Read if you like sport! (ski, swim, run)

Learning How to Swim

In past days it was the parents who were usually responsible for teaching their children to swim, mostly because of safety should they fall into water. Modern days we have seen schools and swimming clubs take on that duty, and really a parent only gets involved at holiday times or if they think their child is a good enough swimmer to compete. This blog concentrates on how to learn to swim as a beginner, and offers tips and pointers on starting to swim and keeping the momentum going. Not only can swimming save your life it is a great aerobic workout and a fine way to keep fit. When you first start you will probably notice that you get out of breath easily, as there is skill developing how to breathe under water that you have to learn. The strong advice is take lessons but here are a few starter points that you can practice by yourself but whilst somebody else is there to supervise.

Get Used to the Water

You need to be relaxed with water, so get in the shallow end and walk about. Get used to how to move in the water, its resistance and buoyancy.

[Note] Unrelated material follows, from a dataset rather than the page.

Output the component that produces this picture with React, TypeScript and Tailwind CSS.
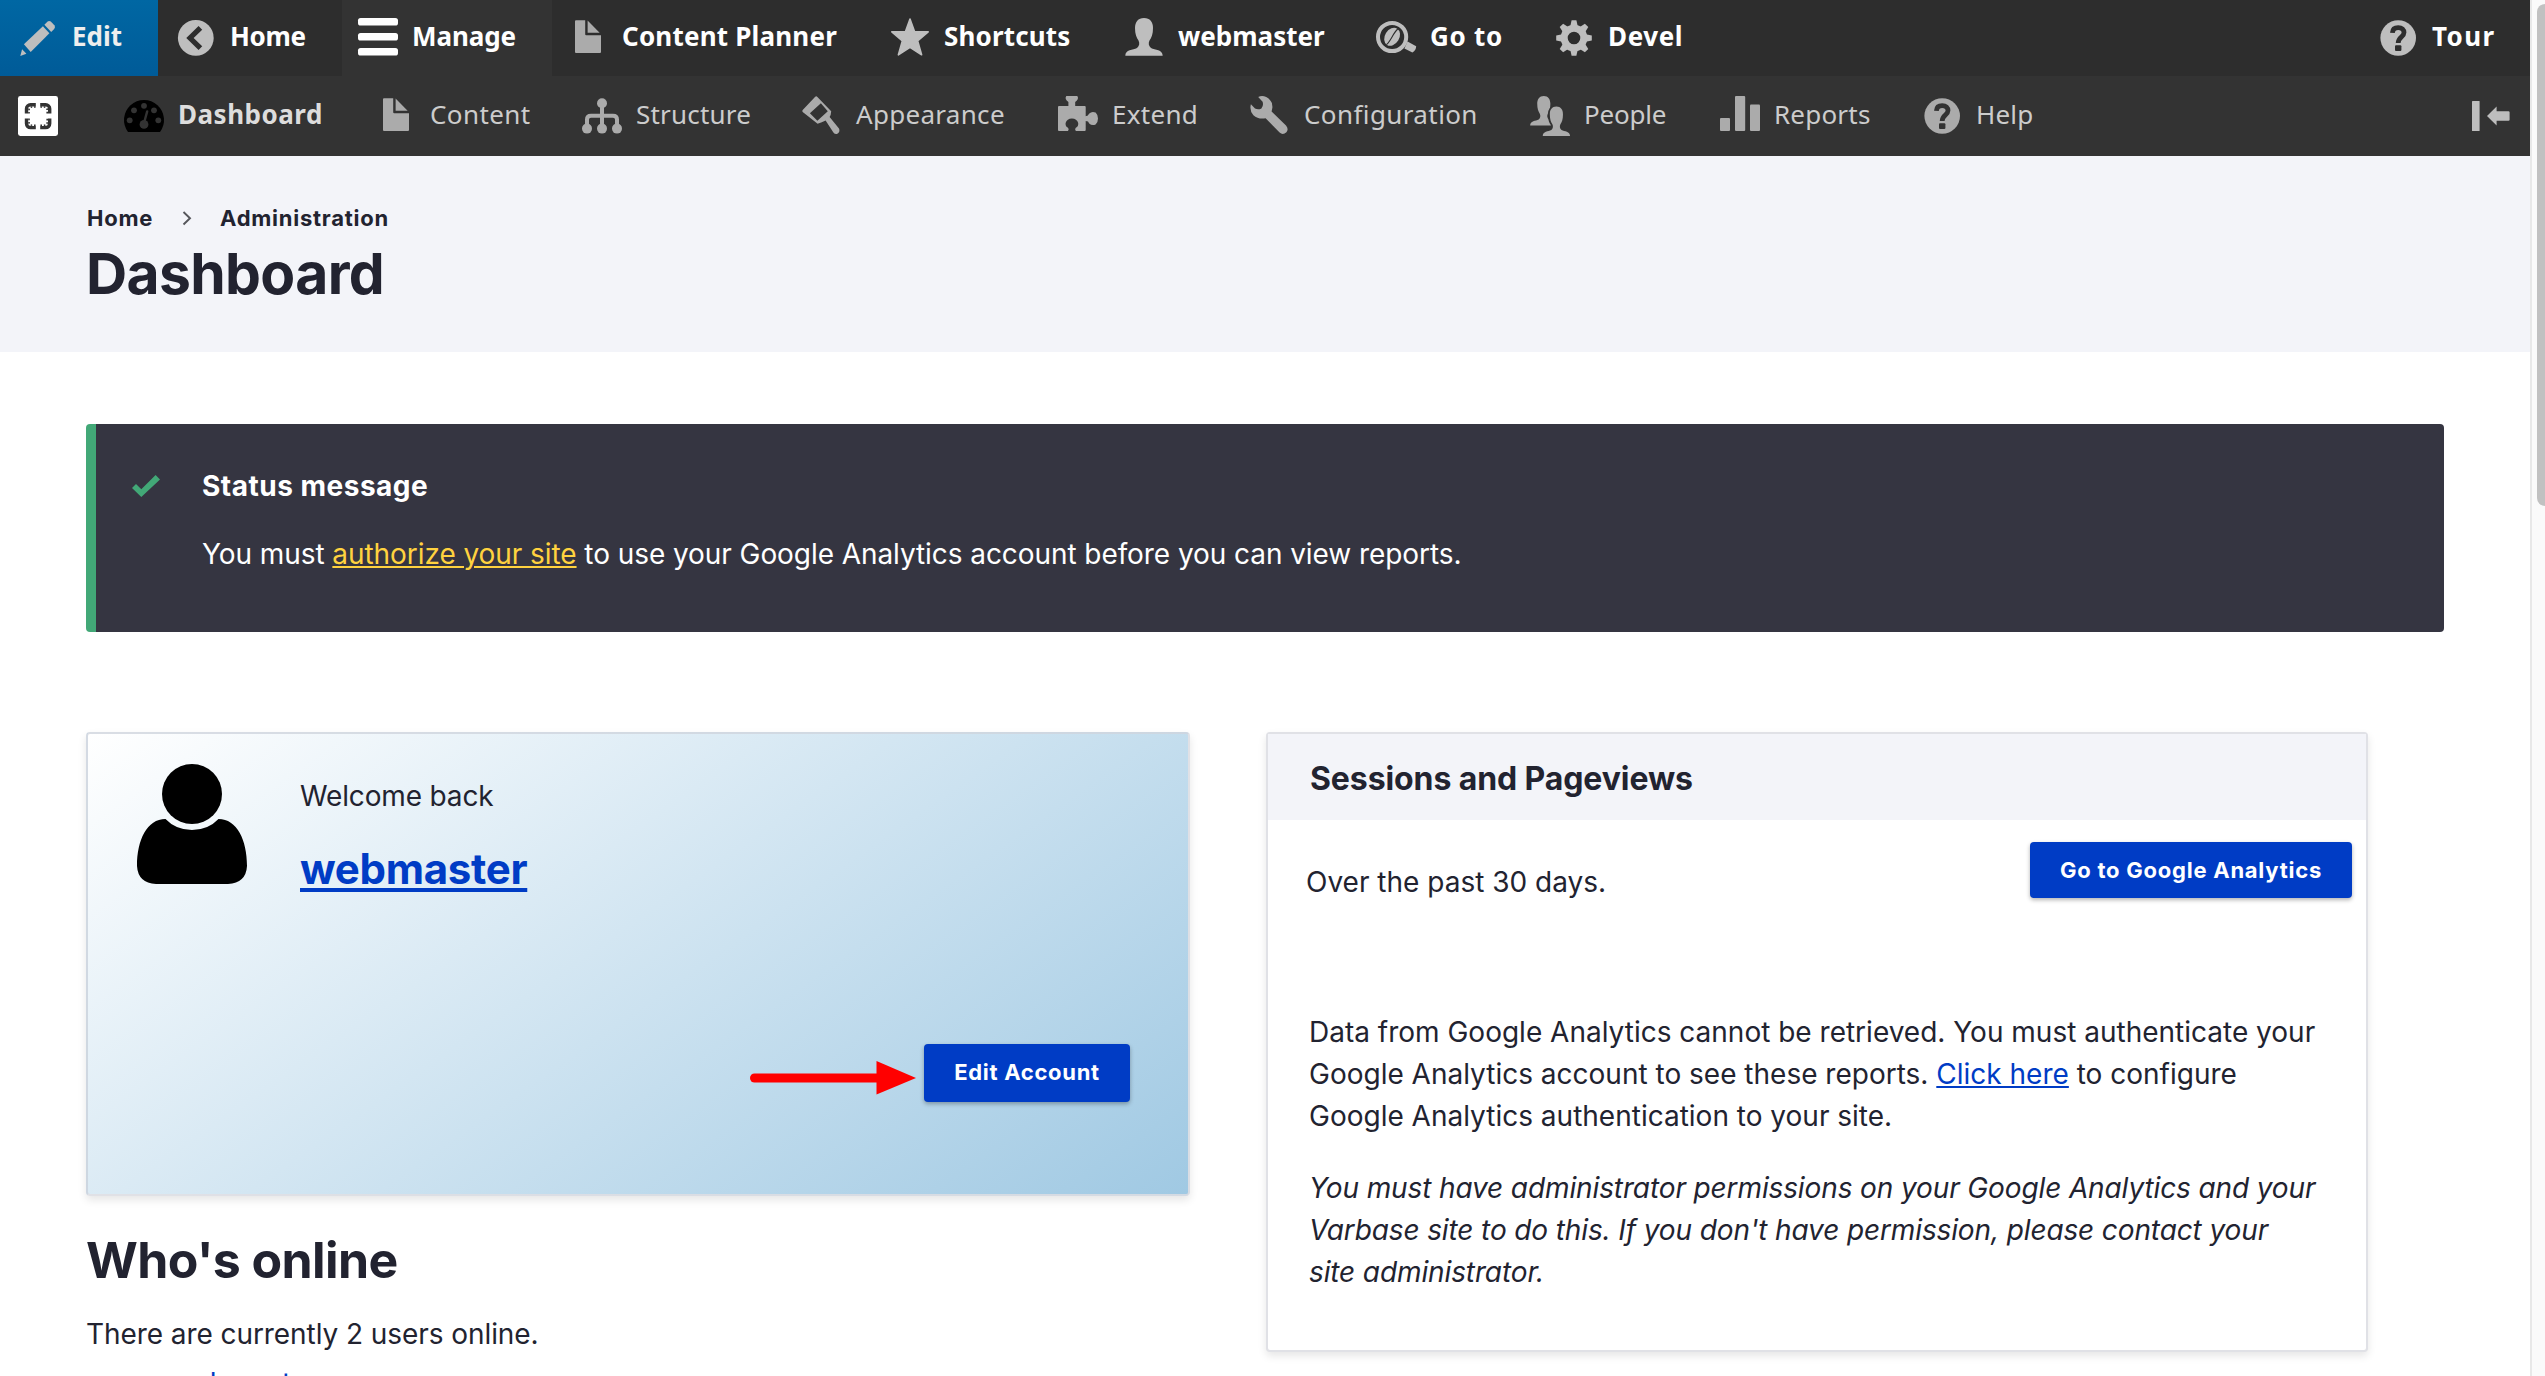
import type { ReactNode } from "react";

const PERSON =
  "M20 0C14 0 11 4 11 10C11 16 12.5 20 14.5 22.5C15.8 25 15.5 28 13 30C9 32 1.3 31.5 1.3 37.7H38.7C38.7 31.5 31 32 27 30C24.5 28 24.2 25 25.5 22.5C27.5 20 29 16 29 10C29 4 26 0 20 0Z";

function Icon({ children, className = "text-[#bebebe]" }: { children: ReactNode; className?: string }) {
  return (
    <svg viewBox="0 0 40 40" fill="currentColor" className={`h-10 w-10 shrink-0 overflow-visible ${className}`}>
      {children}
    </svg>
  );
}

const GRAY = "text-[#ababab]";

const Doc = ({ className = GRAY }: { className?: string }) => (
  <Icon className={className}>
    <path d="M8 2.3H17.2V16.3a1 1 0 0 0 1 1H33V34a1 1 0 0 1-1 1H8a1 1 0 0 1-1-1V3.3a1 1 0 0 1 1-1Z" />
    <path d="M19.6 2.6L31.6 14.7H19.6Z" />
  </Icon>
);

const Question = ({ className = "text-[#bebebe]", hole = "#2d2d2d" }: { className?: string; hole?: string }) => (
  <Icon className={className}>
    <circle cx="20.2" cy="20" r="17.8" />
    <path
      d="M14.4 14.8C14.6 11 17 9.6 20.2 9.6C24 9.6 26 11.8 26 14.6C26 19 20.2 19.4 20.2 25"
      fill="none"
      stroke={hole}
      strokeWidth="4.8"
    />
    <rect x="17" y="27.3" width="6.4" height="5.6" rx="1" fill={hole} />
  </Icon>
);

const Pencil = () => (
  <Icon>
    <path d="M2.3 37.9L4.1 31.3L8.4 35.7Z" />
    <path d="M5.9 26.3L24.9 8.2L31.4 15.2L12.7 33.9Z" />
    <path d="M26.4 6.8L29.4 3.8Q31 2.4 32.8 3.6L36.6 7.6Q37.6 9.2 36.2 11L33.2 13.9Z" />
  </Icon>
);

const Back = () => (
  <Icon>
    <circle cx="19.8" cy="19.9" r="17.9" />
    <path d="M24.4 9.8L14 20L24.4 30.2" fill="none" stroke="#2d2d2d" strokeWidth="5.2" />
  </Icon>
);

const Bars = () => (
  <Icon className="text-white">
    <rect y="0" width="40" height="7.6" rx="2.6" />
    <rect y="15" width="40" height="7.6" rx="2.6" />
    <rect y="30" width="40" height="7.6" rx="2.6" />
  </Icon>
);

const Star = () => (
  <Icon>
    <path
      d="M20 1L24.6 13.8H38.2L27.6 22.8L31.6 36.8L20 29.4L8.4 36.8L12.4 22.8L1.8 13.8H15.4Z"
      stroke="currentColor"
      strokeWidth="1.6"
      strokeLinejoin="round"
    />
  </Icon>
);

const Person = () => (
  <Icon>
    <path d={PERSON} />
  </Icon>
);

const GoTo = () => (
  <Icon>
    <circle cx="16.1" cy="19" r="14.1" fill="none" stroke="currentColor" strokeWidth="4" />
    <path d="M31.5 23.4L40.2 28.2Q40.2 32 36.4 34.6L28.4 30.4Z" />
    <ellipse cx="16.1" cy="18.8" rx="7.2" ry="9.6" transform="rotate(32 16.1 18.8)" />
    <path d="M10.4 26.6C15 23 17 15 21.8 11" fill="none" stroke="#2d2d2d" strokeWidth="1.1" />
  </Icon>
);

const Gear = () => (
  <Icon>
    <circle cx="20" cy="20" r="9.8" fill="none" stroke="currentColor" strokeWidth="7" />
    {[0, 45, 90, 135, 180, 225, 270, 315].map((a) => (
      <path key={a} d="M16 9.5L17.6 2.2H22.4L24 9.5Z" transform={`rotate(${a} 20 20)`} />
    ))}
  </Icon>
);

const Scan = () => (
  <Icon className="text-white">
    <rect width="40" height="40" rx="2.4" />
    <g fill="none" stroke="#333">
      <path
        strokeWidth="3.4"
        d="M17.8 8.7H12.5a4 4 0 0 0-4 4V17.6M22.2 8.7H27.7a4 4 0 0 1 4 4V17.6M17.8 31.6H12.5a4 4 0 0 1-4-4V22.6M22.2 31.6H27.7a4 4 0 0 0 4-4V22.6"
      />
      <path
        strokeWidth="1.6"
        strokeDasharray="1.6 1.8"
        d="M17.6 11H14a3 3 0 0 0-3 3V17.6M22.4 11H26.2a3 3 0 0 1 3 3V17.6M17.6 29.2H14a3 3 0 0 1-3-3V22.6M22.4 29.2H26.2a3 3 0 0 0 3-3V22.6"
      />
    </g>
  </Icon>
);

const Gauge = () => (
  <Icon className="text-black">
    <path d="M4 36A20 20 0 1 1 36 36Z" />
    <g fill="#333">
      <circle cx="20" cy="9.8" r="2.9" />
      <circle cx="10" cy="14.3" r="2.9" />
      <circle cx="30" cy="14.3" r="2.9" />
      <circle cx="5.7" cy="24.3" r="2.9" />
      <circle cx="34.3" cy="24.3" r="2.9" />
      <circle cx="20" cy="28.4" r="4.4" />
      <path d="M20 27L23.2 15.4" stroke="#333" strokeWidth="2.4" strokeLinecap="round" />
    </g>
  </Icon>
);

const Tree = () => (
  <Icon className={GRAY}>
    <path d="M20 8V32M5 32V23.5Q5 19.8 9 19.8H31Q35 19.8 35 23.5V32" fill="none" stroke="currentColor" strokeWidth="4" />
    <circle cx="20" cy="7.2" r="5" />
    <circle cx="5" cy="32.6" r="5" />
    <circle cx="20" cy="32.6" r="5" />
    <circle cx="35" cy="32.6" r="5" />
  </Icon>
);

const Brush = () => (
  <Icon className={GRAY}>
    <path
      fillRule="evenodd"
      d="M13.2.8Q14.3-.2 15.4.9L29.2 15.2Q29 19 27.6 21L37 32.6Q38.4 36 35.4 37.8Q33 38.6 31.4 36.4L23.6 24.4Q20 26.2 15.6 27.8L.7 15.9Q-.2 15 .7 14Z M18.9 7.2L7.9 17.2L15.4 24.8L25.8 15.2Z"
    />
  </Icon>
);

const Puzzle = () => (
  <Icon className={GRAY}>
    <path d="M8.3 0H19.3Q21.4 3.2 17.2 6V10H26.7Q27.7 10 27.7 11V20.2Q30.4 20.2 31 17.8Q34 14.8 37.6 16.6Q40 18.8 40 22.6Q40 26.6 37.6 28.4Q34 30 31.2 27.4Q30.6 25 27.7 25V34Q27.7 35 26.7 35H17.8Q16.4 33.4 17.8 31.8Q20.6 30.4 20.2 27Q18.8 22.6 13.9 22.5Q9 22.6 7.6 27Q7.2 30.4 10 31.8Q11.4 33.4 10 35H1Q0 35 0 34V11Q0 10 1 10H10.4V6Q6.2 3.2 8.3 0Z" />
  </Icon>
);

const Wrench = () => (
  <Icon className={GRAY}>
    <path d="M.9 8.3L5 12.6Q8.4 14.2 11.4 12.4Q13.8 9.4 12.6 5.8L8.2.9Q12-.8 16.2.9Q22.8 4.4 22.4 11.6L21.6 15.4L36 29.4Q39 33 36.4 36.2Q33 39.4 29.6 36.6L15.6 22.2Q8.4 23.6 3.4 19.2Q-.8 14.6.9 8.3Z" />
  </Icon>
);

const People = () => (
  <Icon className={GRAY}>
    <path d={PERSON} transform="translate(-.8 0) scale(.73 .785)" />
    <path d={PERSON} transform="translate(11.8 10.6) scale(.73 .78)" stroke="#333" strokeWidth="5" />
    <path d={PERSON} transform="translate(11.8 10.6) scale(.73 .78)" />
  </Icon>
);

const Chart = () => (
  <Icon className={GRAY}>
    <rect y="22" width="10" height="13" rx="1" />
    <rect x="15" width="10.2" height="35" rx="1" />
    <rect x="30" y="8.6" width="10" height="26.4" rx="1" />
  </Icon>
);

const topItems = [
  { label: "Edit", icon: <Pencil />, cls: "w-[158px] pl-[18px] bg-linear-to-b from-[#0067a3] to-[#005b98] text-[#eeeeee]", text: "" },
  { label: "Home", icon: <Back />, cls: "w-[184px] pl-[18px]", text: "-tracking-[0.3px]" },
  { label: "Manage", icon: <Bars />, cls: "w-[210px] pl-4 bg-[#333333]", text: "-tracking-[0.1px]" },
  { label: "Content Planner", icon: <Doc />, cls: "w-[320px] pl-4", text: "tracking-[0.2px]" },
  { label: "Shortcuts", icon: <Star />, cls: "w-[234px] pl-[18px]", text: "tracking-[0.15px]" },
  { label: "webmaster", icon: <Person />, cls: "w-[252px] pl-[18px]", text: "" },
  { label: "Go to", icon: <GoTo />, cls: "w-[178px] pl-[18px]", text: "tracking-[0.7px]" },
  { label: "Devel", icon: <Gear />, cls: "w-[170px] pl-[18px]", text: "tracking-[0.6px]" },
  { label: "Tour", icon: <Question />, cls: "ml-auto w-[170px] pl-[18px]", text: "tracking-[1.4px]" },
];

const trayItems = [
  { label: "Dashboard", icon: <Gauge />, cls: "w-[252px]", text: "font-bold text-[#dddddd] tracking-[0.5px]" },
  { label: "Content", icon: <Doc />, cls: "w-[206px]", text: "tracking-[0.4px]" },
  { label: "Structure", icon: <Tree />, cls: "w-[220px]", text: "tracking-[0.2px]" },
  { label: "Appearance", icon: <Brush />, cls: "w-[256px]", text: "tracking-[0.3px]" },
  { label: "Extend", icon: <Puzzle />, cls: "w-[192px]", text: "tracking-[0.3px]" },
  { label: "Configuration", icon: <Wrench />, cls: "w-[280px]", text: "tracking-[0.4px]" },
  { label: "People", icon: <People />, cls: "w-[190px]", text: "-tracking-[0.2px]" },
  { label: "Reports", icon: <Chart />, cls: "w-[202px]", text: "tracking-[0.2px]" },
  { label: "Help", icon: <Question className={GRAY} hole="#333333" />, cls: "w-[120px]", text: "tracking-[0.2px]" },
];

function Toolbar() {
  return (
    <nav className="font-['Noto_Sans',sans-serif] text-[26px]">
      <div className="flex h-[76px] bg-[#2d2d2d] font-bold text-white">
        {topItems.map((i) => (
          <a key={i.label} className={`flex h-full shrink-0 items-center ${i.cls}`}>
            {i.icon}
            <span className={`ml-[14px] pb-1 whitespace-nowrap ${i.text}`}>{i.label}</span>
          </a>
        ))}
      </div>
      <div className="flex h-20 items-center bg-[#333333] pr-[19px] pl-[18px] text-[#cccccc]">
        <Scan />
        <div className="ml-[66px] flex">
          {trayItems.map((i) => (
            <a key={i.label} className={`flex shrink-0 items-center ${i.cls}`}>
              {i.icon}
              <span className={`ml-[14px] pb-1 whitespace-nowrap ${i.text}`}>{i.label}</span>
            </a>
          ))}
        </div>
        <div className="ml-auto">
          <Icon>
            <rect x="1" y="5" width="7.6" height="30" rx="0.6" />
            <path d="M16 20L25.6 10.6V15.2H37.5Q38.6 15.2 38.6 16.2V23.8Q38.6 24.8 37.5 24.8H25.6V29.6Z" />
          </Icon>
        </div>
      </div>
    </nav>
  );
}

function Button({ children, className }: { children: ReactNode; className: string }) {
  return (
    <button
      className={`flex shrink-0 items-center justify-center rounded-[4px] bg-[#003cc5] text-[22px] font-bold whitespace-nowrap text-white shadow-[0_2px_4px_rgba(0,0,0,0.3)] ${className}`}
    >
      {children}
    </button>
  );
}

const CARD = "rounded-[4px] border-2 border-[rgba(216,217,224,0.8)] shadow-[0_4px_8px_rgba(0,0,0,0.1)]";

function WelcomeCard() {
  return (
    <section className={`flex h-[464px] flex-col bg-[linear-gradient(145deg,#ffffff,#a0c9e3)] ${CARD}`}>
      <div className="flex pt-[30px] pl-[49px]">
        <svg viewBox="0 0 110 120" className="h-[120px] w-[110px]">
          <circle cx="55" cy="30" r="30" />
          <path d="M28.5 55Q39 66 55 66Q71 66 81.500 55C100 55 110 76 110 102Q109 119 91 120H19Q1 119 0 102C0 76 10 55 28.5 55Z" />
        </svg>
        <div className="mt-[11px] ml-[53px]">
          <p className="leading-[42px] -tracking-[0.15px]">Welcome back</p>
          <a className="mt-6 block text-[42px] leading-[56px] font-bold -tracking-[0.3px] text-[#003cc5] underline decoration-4 underline-offset-4 [text-decoration-skip-ink:none]">
            webmaster
          </a>
        </div>
      </div>
      <div className="mt-auto mb-[92px] flex items-start justify-end pr-[58px]">
        <svg viewBox="0 0 166 34" className="mt-[17px] mr-2 h-[34px] w-[166px]">
          <path d="M4.500 17H130" stroke="#ff0000" strokeWidth="9" strokeLinecap="round" />
          <path d="M126.500 0L166 17L126.500 33.500Z" fill="#ff0000" />
        </svg>
        <Button className="h-[58px] w-[206px] pb-[2px] tracking-[0.7px]">Edit Account</Button>
      </div>
    </section>
  );
}

function AnalyticsCard() {
  return (
    <section className={`h-[620px] w-[1102px] bg-white ${CARD}`}>
      <h2 className="flex h-[86px] items-center bg-[#f3f4f9] pt-[3px] pl-[42px] text-[32px] font-bold -tracking-[0.1px]">
        Sessions and Pageviews
      </h2>
      <div className="mt-[22px] flex h-[61px] items-start justify-between pr-[14px] pl-[38px]">
        <p className="mt-[19px] leading-[42px]">Over the past 30 days.</p>
        <Button className="h-14 w-[322px] tracking-[0.75px]">Go to Google Analytics</Button>
      </div>
      <div className="mt-[108px] pl-[41px] leading-[42px] whitespace-nowrap">
        <p>
          Data from Google Analytics cannot be retrieved. You must authenticate your
          <br />
          Google Analytics account to see these reports.{" "}
          <a className="text-[#003cc5] underline decoration-2 underline-offset-2">Click here</a> to configure
          <br />
          Google Analytics authentication to your site.
        </p>
        <p className="mt-[30px] -tracking-[0.12px] italic">
          You must have administrator permissions on your Google Analytics and your
          <br />
          Varbase site to do this. If you don't have permission, please contact your
          <br />
          site administrator.
        </p>
      </div>
    </section>
  );
}

export default function App() {
  return (
    <div className="flex h-[1376px] w-[2545px] overflow-hidden bg-white font-['Inter',sans-serif] text-[28px] text-[#222330]">
      <div className="w-[2530px] shrink-0">
        <Toolbar />
        <header className="h-[196px] bg-[#f3f4f9] pt-[46px] pl-[86px]">
          <div className="flex h-8 items-center text-[22px] font-bold tracking-[0.75px]">
            <span className="w-[96px] pl-px">Home</span>
            <svg viewBox="0 0 10 16" className="h-4 w-[10px]">
              <path d="M1.500 2L8 8.200L1.500 14.500" fill="none" stroke="#55565b" strokeWidth="1.900" />
            </svg>
            <span className="ml-7">Administration</span>
          </div>
          <h1 className="mt-1 text-[57px] leading-[72px] font-bold -tracking-[0.65px]">Dashboard</h1>
        </header>
        <main className="pt-[72px] pl-[86px]">
          <div className="flex h-[208px] w-[2358px] rounded-[4px] border-l-10 border-[#42a877] bg-[#353541] pt-10 pl-9 text-white">
            <svg viewBox="0 0 28 22" className="mt-[11px] h-[22px] w-7">
              <path d="M0 13L4 9L9.300 14.300L23.600 0L28 4.400L9.300 22Z" fill="#42a877" />
            </svg>
            <div className="ml-[42px] leading-[44px]">
              <h2 className="font-bold tracking-[0.5px]">Status message</h2>
              <p className="mt-6 -tracking-[0.07px]">
                You must <a className="text-[#ffd23f] underline decoration-2 underline-offset-2">authorize your site</a> to use
                your Google Analytics account before you can view reports.
              </p>
            </div>
          </div>
          <div className="mt-[100px] flex items-start gap-[76px]">
            <div className="w-[1104px]">
              <WelcomeCard />
              <h2 className="mt-8 text-[50px] leading-[64px] font-bold -tracking-[0.6px]">Who's online</h2>
              <p className="mt-[21px] leading-[42px] -tracking-[0.07px]">There are currently 2 users online.</p>
              <ul className="mt-[7px] pl-[85px] leading-[42px]">
                <li>
                  <a className="text-[#003cc5] underline decoration-2 underline-offset-2">webmaster</a>
                </li>
              </ul>
            </div>
            <AnalyticsCard />
          </div>
        </main>
      </div>
      <div className="h-full w-[15px] shrink-0 overflow-hidden border-l-2 border-[#e8e8e8] bg-[#fafafa] pt-1 pl-[5px]">
        <div className="h-[502px] w-4 rounded-full bg-[#c1c1c1]" />
      </div>
    </div>
  );
}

As you grow more confident walk in deeper up to your shoulders, some beginners fear water so you need to conquer that fear, be comfortable in the pool.

Get Your Face Wet

Time now for your face to get acquainted, in the shallow end hold on to the side of the pool. Take a deep breath, submerge your face and exhale blowing bubbles. Then stand and breathe normally for a few minutes and repeat the action. Practice repeatedly until you are comfortable with your face under water, then you can try moving deeper without holding the side of the pool.

Learn to Float

Next you need to learn how to float, again holding the side of the pool for support take a deep breath and lean back. Whilst on your back try to float for around thirty seconds you may find this will take several attempts. Try the same face down, but for this exercise you will have to kick your legs to give you buoyancy. Once you have mastered both exercises build up so you can do them without holding on to the side.

Use a Float

There are many flotation devices and you will need the help of one for this next exercise, normally some sort of styrofoam float is ideal. Hold the float out in front with arms straight and push off from the side of the pool, kick your legs behind you as you go, rotating your head from one side to the other taking in air as you swim. Try to swim a lap then take a rest.

Try Without a Float

When you are comfortable doing laps with a float it is now time to discard it. Kick off from the side and use your arms straight out in freestyle/crawl swimming, don’t forget to breathe as you have practiced. This is best done in shallow water to give you confidence. When you have mastered all of the above it is now time to start taking proper swimming lessons.